What I find interesting is the trouble I have had getting the men in my life to try one of her books. What's that about? Is it just the frilly covers?

cate said...

re Henshaw's comment:

I've been wondering this! What do you call a book that is about family and relationship issues but has a male protagonist? I believe "mainstream" might fit, but there seems to be a lot of differing opinions out there...

Jonathan Lyons said...

Actually, book cannibal and I had a long debate about whether a female protagonist is needed. It's all so nebulous.

As for Jodi Picoult, I read Salem Falls (and that was enough for me). Though obviously the majority of her readership is women, I still would group it with the upmarket commercial fiction stuff solely for classification purposes.

What's scary about all of this is that reasonable people can differ, but the label "women's fiction" really is used in the industry to help market books.

Maya Reynolds said...

Jonathan: I agree Salem Falls was not one of Picoult's better books--I never finished it.

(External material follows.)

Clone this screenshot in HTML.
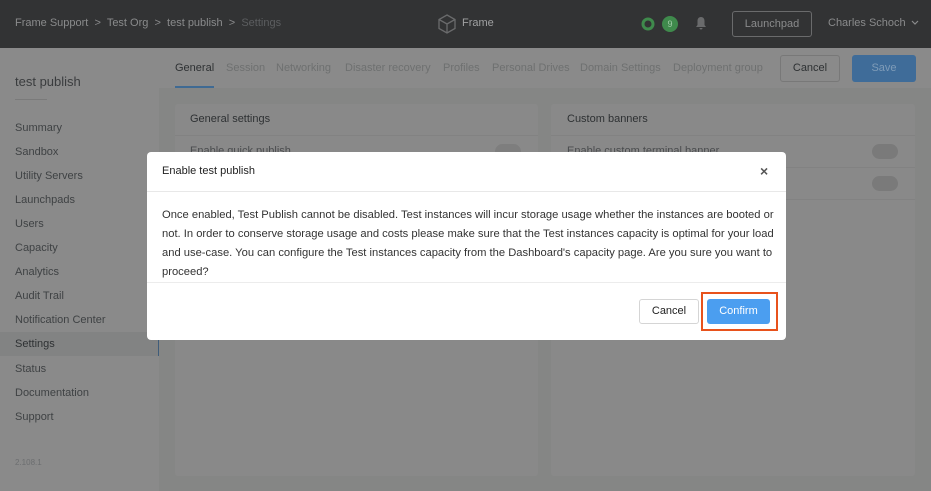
<!DOCTYPE html>
<html><head><meta charset="utf-8"><style>
*{margin:0;padding:0;box-sizing:border-box}
body{width:931px;height:491px;overflow:hidden;background:#858685;font-family:"Liberation Sans",sans-serif;position:relative}
.a{position:absolute}
.top{left:0;top:0;width:931px;height:48px;background:#323334}
.tb{color:#8a8b8c;font-size:11px;top:17px;white-space:nowrap}
.side{left:0;top:48px;width:159px;height:443px;background:#8a8a8a}
.side .it{position:absolute;left:15px;font-size:11px;color:#3f4244}
.tabs{left:159px;top:48px;width:772px;height:40px;background:#8a8a8a}
.tab{position:absolute;top:14px;font-size:11px;color:#6e7070;white-space:nowrap}
.card{background:#898989;border-radius:3px}
.modal{left:147px;top:152px;width:639px;height:188px;background:#fff;border-radius:4px}
</style></head><body>
<div class="a top"></div>
<div class="a tb" style="left:15px">Frame Support &nbsp;&gt;&nbsp; Test Org &nbsp;&gt;&nbsp; test publish &nbsp;&gt;&nbsp; <span style="color:#5c5e60">Settings</span></div>
<svg class="a" style="left:438px;top:14px" width="18" height="20" viewBox="0 0 18 20"><path d="M9 1L17 5.5V14.5L9 19L1 14.5V5.5Z M1 5.5L9 10L17 5.5 M9 10V19" fill="none" stroke="#6a6b6c" stroke-width="1.3"/></svg>
<div class="a tb" style="left:462px;color:#a0a1a2">Frame</div>
<svg class="a" style="left:641px;top:17px" width="14" height="14"><circle cx="7" cy="7" r="5" fill="none" stroke="#3f8a4c" stroke-width="3"/></svg>
<div class="a" style="left:662px;top:16px;width:16px;height:16px;border-radius:8px;background:#3f8a4c;color:#9fc9a6;font-size:9px;text-align:center;line-height:16px">9</div>
<svg class="a" style="left:695px;top:16px" width="12" height="14" viewBox="0 0 12 14"><path d="M6 1C3.5 1 2.5 3 2.5 5V9L1 11H11L9.5 9V5C9.5 3 8.5 1 6 1Z M4.5 12H7.5A1.5 1.5 0 0 1 4.5 12Z" fill="#6a6b6c"/></svg>
<div class="a" style="left:732px;top:11px;width:80px;height:26px;border:1px solid #6a6b6c;border-radius:3px;color:#8a8b8c;font-size:11px;text-align:center;line-height:24px">Launchpad</div>
<div class="a tb" style="left:828px">Charles Schoch <svg width="8" height="6" style="margin-left:2px"><path d="M1 1L4 4L7 1" fill="none" stroke="#8a8b8c" stroke-width="1.2"/></svg></div>

<div class="a side">
<div class="a" style="left:15px;top:26px;font-size:13px;color:#3a3c3e">test publish</div>
<div class="a" style="left:15px;top:51px;width:32px;height:1px;background:#7a7a7a"></div>
<div class="it" style="top:74px">Summary</div>
<div class="it" style="top:98px">Sandbox</div>
<div class="it" style="top:122px">Utility Servers</div>
<div class="it" style="top:146px">Launchpads</div>
<div class="it" style="top:170px">Users</div>
<div class="it" style="top:194px">Capacity</div>
<div class="it" style="top:218px">Analytics</div>
<div class="it" style="top:242px">Audit Trail</div>
<div class="it" style="top:266px">Notification Center</div>
<div class="a" style="left:0;top:284px;width:159px;height:24px;background:#828383;border-right:1px solid #3f5c7a"></div>
<div class="it" style="top:290px;color:#2e3133">Settings</div>
<div class="it" style="top:315px">Status</div>
<div class="it" style="top:339px">Documentation</div>
<div class="it" style="top:363px">Support</div>
<div class="it" style="top:410px;font-size:8px;color:#6c6e70">2.108.1</div>
</div>

<div class="a tabs">
<div class="tab" style="left:16px;color:#2e3133">General</div>
<div class="a" style="left:16px;top:38px;width:39px;height:2px;background:#3f6a93"></div>
<div class="tab" style="left:67px">Session</div>
<div class="tab" style="left:117px">Networking</div>
<div class="tab" style="left:186px">Disaster recovery</div>
<div class="tab" style="left:284px">Profiles</div>
<div class="tab" style="left:333px">Personal Drives</div>
<div class="tab" style="left:421px">Domain Settings</div>
<div class="tab" style="left:514px">Deployment group</div>
<div class="a" style="left:621px;top:7px;width:60px;height:27px;border:1px solid #787878;border-radius:3px;font-size:11px;color:#2e3133;text-align:center;line-height:25px">Cancel</div>
<div class="a" style="left:693px;top:7px;width:64px;height:27px;background:#3f6c99;border-radius:3px;font-size:11px;color:#7f9cb8;text-align:center;line-height:27px">Save</div>
</div>

<div class="a card" style="left:175px;top:104px;width:363px;height:372px"></div>
<div class="a" style="left:175px;top:135px;width:363px;height:1px;background:#828282"></div>
<div class="a" style="left:190px;top:113px;font-size:11px;color:#2e3133">General settings</div>
<div class="a" style="left:190px;top:145px;font-size:11px;color:#4a4c4e">Enable quick publish</div>
<div class="a" style="left:495px;top:144px;width:26px;height:15px;border-radius:8px;background:#7e7e7e"></div>

<div class="a card" style="left:551px;top:104px;width:364px;height:372px"></div>
<div class="a" style="left:551px;top:135px;width:364px;height:1px;background:#828282"></div>
<div class="a" style="left:551px;top:167px;width:364px;height:1px;background:#828282"></div>
<div class="a" style="left:551px;top:199px;width:364px;height:1px;background:#828282"></div>
<div class="a" style="left:567px;top:113px;font-size:11px;color:#2e3133">Custom banners</div>
<div class="a" style="left:567px;top:145px;font-size:11px;color:#4a4c4e">Enable custom terminal banner</div>
<div class="a" style="left:872px;top:144px;width:26px;height:15px;border-radius:8px;background:#7a7a7a"></div>
<div class="a" style="left:872px;top:176px;width:26px;height:15px;border-radius:8px;background:#7a7a7a"></div>

<div class="a modal">
<div class="a" style="left:15px;top:13px;font-size:11px;color:#222">Enable test publish</div>
<div class="a" style="left:613px;top:11px;font-size:14px;color:#555;font-weight:bold">×</div>
<div class="a" style="left:0;top:39px;width:639px;height:1px;background:#e8e8e8"></div>
<div class="a" style="left:15px;top:54px;font-size:11.2px;line-height:19px;color:#333;white-space:nowrap">Once enabled, Test Publish cannot be disabled. Test instances will incur storage usage whether the instances are booted or<br>not. In order to conserve storage usage and costs please make sure that the Test instances capacity is optimal for your load<br>and use-case. You can configure the Test instances capacity from the Dashboard's capacity page. Are you sure you want to<br>proceed?</div>
<div class="a" style="left:0;top:130px;width:639px;height:1px;background:#ececec"></div>
<div class="a" style="left:492px;top:147px;width:60px;height:25px;border:1px solid #d5d5d5;border-radius:3px;font-size:11px;color:#222;text-align:center;line-height:23px">Cancel</div>
<div class="a" style="left:554px;top:140px;width:77px;height:39px;border:2px solid #e8521c"></div>
<div class="a" style="left:560px;top:147px;width:63px;height:25px;background:#4b9ef0;border-radius:3px;font-size:11px;color:#fff;text-align:center;line-height:25px">Confirm</div>
</div>
</body></html>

I think of her the way I think of Robert Ludlum; I either love his books or I hate them--there's no in-between.

Since you read books with a paranormal touch, try Keeping Faith. And stay away from Second Glance.

Tammie said...

Great post!

I've had some tell me that women's fiction did not include romance because romance requires a happy ever after ending and women's fiction doesn't.

But to me the lines blur when you throw in that an agent is looking for Commercial, Mainstream and Women's fiction.

Women's fiction could fall into the first 2 catagories - or am I way-way off track?

Kate said...

The only reason I care about these labels is that I need to know what to call my MS when I query an agent. I have a novel that seems to fit your definition of women's fiction, but I like to think it could be considered literary as well. Is there such a thing as "women's/literary"? Where do you draw the line between commercial and literary? If a book is character-driven, has some subtlety and attention to language, but is still accessible to the average reader, where does it fall?